Given data:
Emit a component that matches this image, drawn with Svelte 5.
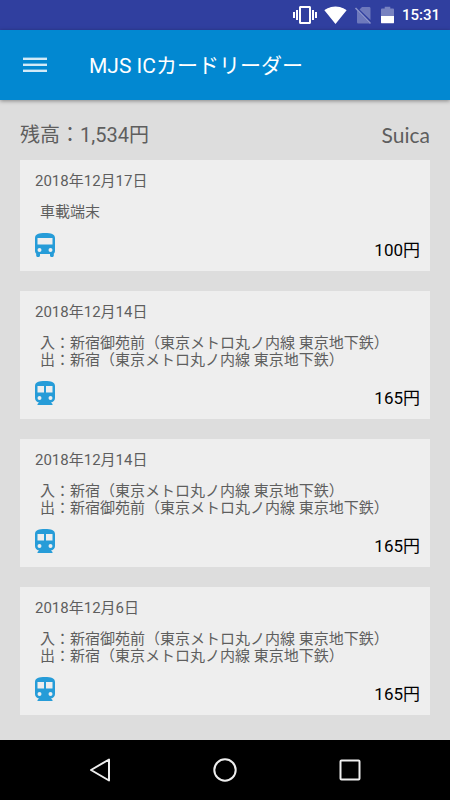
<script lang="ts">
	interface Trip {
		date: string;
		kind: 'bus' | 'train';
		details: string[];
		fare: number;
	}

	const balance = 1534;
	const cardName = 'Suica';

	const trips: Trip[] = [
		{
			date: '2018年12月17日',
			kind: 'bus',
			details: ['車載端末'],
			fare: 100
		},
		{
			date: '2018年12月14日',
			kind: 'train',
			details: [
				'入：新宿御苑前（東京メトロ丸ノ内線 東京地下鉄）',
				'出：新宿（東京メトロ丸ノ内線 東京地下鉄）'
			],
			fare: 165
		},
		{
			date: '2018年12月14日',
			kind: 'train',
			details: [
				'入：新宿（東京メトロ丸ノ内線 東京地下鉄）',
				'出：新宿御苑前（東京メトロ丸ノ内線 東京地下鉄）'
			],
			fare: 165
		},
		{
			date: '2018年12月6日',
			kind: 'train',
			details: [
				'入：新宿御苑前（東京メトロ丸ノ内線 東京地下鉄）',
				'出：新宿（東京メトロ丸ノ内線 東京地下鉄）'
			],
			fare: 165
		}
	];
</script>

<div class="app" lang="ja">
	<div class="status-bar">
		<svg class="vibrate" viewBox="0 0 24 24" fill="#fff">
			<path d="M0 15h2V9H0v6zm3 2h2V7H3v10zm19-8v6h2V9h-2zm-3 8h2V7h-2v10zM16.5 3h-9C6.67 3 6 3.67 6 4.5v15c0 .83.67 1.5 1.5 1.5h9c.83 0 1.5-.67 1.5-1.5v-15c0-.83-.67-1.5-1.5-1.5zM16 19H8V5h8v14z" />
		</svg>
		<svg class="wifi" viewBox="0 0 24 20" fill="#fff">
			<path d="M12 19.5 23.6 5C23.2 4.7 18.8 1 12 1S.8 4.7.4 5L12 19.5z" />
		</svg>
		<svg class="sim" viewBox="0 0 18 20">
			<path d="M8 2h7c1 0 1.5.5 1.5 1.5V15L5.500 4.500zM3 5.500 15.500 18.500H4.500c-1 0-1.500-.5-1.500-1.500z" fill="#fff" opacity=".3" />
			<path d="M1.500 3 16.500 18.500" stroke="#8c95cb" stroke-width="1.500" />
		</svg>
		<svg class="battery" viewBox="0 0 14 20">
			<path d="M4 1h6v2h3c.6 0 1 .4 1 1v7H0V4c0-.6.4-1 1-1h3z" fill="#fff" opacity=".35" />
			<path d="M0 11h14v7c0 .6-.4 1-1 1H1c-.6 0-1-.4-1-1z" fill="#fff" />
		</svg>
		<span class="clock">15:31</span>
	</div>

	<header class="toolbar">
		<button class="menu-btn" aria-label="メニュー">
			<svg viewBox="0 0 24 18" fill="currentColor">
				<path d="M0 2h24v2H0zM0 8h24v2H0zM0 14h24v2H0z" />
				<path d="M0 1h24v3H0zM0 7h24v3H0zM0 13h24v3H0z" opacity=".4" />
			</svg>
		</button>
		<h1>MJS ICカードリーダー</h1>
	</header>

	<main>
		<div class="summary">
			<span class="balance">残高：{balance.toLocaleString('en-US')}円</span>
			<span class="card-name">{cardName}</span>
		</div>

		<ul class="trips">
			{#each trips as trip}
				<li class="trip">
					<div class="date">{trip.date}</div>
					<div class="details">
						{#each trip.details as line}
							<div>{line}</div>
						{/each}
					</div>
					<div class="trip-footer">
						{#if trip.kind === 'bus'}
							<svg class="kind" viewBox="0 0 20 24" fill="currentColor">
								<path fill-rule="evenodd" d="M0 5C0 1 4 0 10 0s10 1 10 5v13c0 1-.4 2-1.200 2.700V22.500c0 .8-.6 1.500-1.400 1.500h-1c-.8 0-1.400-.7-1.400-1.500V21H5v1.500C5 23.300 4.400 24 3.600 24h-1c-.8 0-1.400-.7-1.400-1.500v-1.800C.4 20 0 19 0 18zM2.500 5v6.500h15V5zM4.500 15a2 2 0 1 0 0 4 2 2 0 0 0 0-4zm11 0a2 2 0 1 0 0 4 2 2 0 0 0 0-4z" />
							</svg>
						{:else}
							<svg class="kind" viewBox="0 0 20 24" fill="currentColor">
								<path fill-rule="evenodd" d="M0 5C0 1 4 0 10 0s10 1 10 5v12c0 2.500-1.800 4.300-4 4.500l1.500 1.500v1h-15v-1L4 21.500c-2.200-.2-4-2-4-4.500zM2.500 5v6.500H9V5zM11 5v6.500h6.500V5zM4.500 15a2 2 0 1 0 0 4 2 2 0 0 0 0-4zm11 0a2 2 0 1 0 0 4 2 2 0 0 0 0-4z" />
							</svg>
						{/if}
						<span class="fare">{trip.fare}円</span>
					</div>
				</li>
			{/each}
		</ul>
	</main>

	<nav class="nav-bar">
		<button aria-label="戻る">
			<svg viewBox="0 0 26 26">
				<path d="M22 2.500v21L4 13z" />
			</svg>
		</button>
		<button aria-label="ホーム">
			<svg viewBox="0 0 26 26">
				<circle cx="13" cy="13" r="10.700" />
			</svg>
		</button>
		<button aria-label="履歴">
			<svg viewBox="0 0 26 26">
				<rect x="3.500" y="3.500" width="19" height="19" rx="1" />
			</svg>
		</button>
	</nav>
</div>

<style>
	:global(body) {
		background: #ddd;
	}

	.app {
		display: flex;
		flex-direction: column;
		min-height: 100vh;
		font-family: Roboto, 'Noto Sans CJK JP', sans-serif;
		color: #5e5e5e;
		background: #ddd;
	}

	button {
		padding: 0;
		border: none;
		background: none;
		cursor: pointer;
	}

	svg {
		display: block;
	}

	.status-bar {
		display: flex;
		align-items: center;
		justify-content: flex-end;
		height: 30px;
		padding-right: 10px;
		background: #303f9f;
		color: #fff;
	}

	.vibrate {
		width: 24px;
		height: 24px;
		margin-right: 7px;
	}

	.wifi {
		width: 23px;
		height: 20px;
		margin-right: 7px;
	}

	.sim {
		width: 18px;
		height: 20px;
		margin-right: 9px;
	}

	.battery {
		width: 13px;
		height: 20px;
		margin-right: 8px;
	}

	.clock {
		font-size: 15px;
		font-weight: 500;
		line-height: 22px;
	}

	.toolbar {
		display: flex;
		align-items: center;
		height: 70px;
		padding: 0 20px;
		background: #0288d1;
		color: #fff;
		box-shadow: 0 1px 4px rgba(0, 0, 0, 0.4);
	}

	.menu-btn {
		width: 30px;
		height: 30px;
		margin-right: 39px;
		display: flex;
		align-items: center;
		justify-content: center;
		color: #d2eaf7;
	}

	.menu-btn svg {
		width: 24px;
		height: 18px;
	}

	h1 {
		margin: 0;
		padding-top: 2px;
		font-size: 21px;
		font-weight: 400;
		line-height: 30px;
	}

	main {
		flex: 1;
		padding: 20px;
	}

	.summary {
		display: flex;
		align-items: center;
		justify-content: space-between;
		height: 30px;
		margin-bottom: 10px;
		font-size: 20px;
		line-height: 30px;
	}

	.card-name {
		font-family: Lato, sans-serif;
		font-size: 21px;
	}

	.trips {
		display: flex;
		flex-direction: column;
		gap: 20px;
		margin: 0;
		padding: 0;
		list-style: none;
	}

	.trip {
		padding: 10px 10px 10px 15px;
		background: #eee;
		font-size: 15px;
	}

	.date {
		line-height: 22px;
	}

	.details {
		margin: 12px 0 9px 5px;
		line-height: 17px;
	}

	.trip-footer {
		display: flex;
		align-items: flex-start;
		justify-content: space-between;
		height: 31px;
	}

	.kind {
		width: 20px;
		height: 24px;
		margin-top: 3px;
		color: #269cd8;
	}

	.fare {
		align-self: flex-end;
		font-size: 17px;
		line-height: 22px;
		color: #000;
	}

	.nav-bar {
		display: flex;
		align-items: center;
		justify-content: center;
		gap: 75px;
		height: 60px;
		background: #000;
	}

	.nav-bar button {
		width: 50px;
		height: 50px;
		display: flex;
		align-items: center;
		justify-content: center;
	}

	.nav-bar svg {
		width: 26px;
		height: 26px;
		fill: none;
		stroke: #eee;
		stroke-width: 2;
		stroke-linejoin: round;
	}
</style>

Given instruction: Skip the pictures and restate exactly the lines from the beginning of the listing to the line with "const cardName = 'Suica';", that line included.

Finished answer:
Emit a component that matches this image, drawn with Svelte 5.
<script lang="ts">
	interface Trip {
		date: string;
		kind: 'bus' | 'train';
		details: string[];
		fare: number;
	}

	const balance = 1534;
	const cardName = 'Suica';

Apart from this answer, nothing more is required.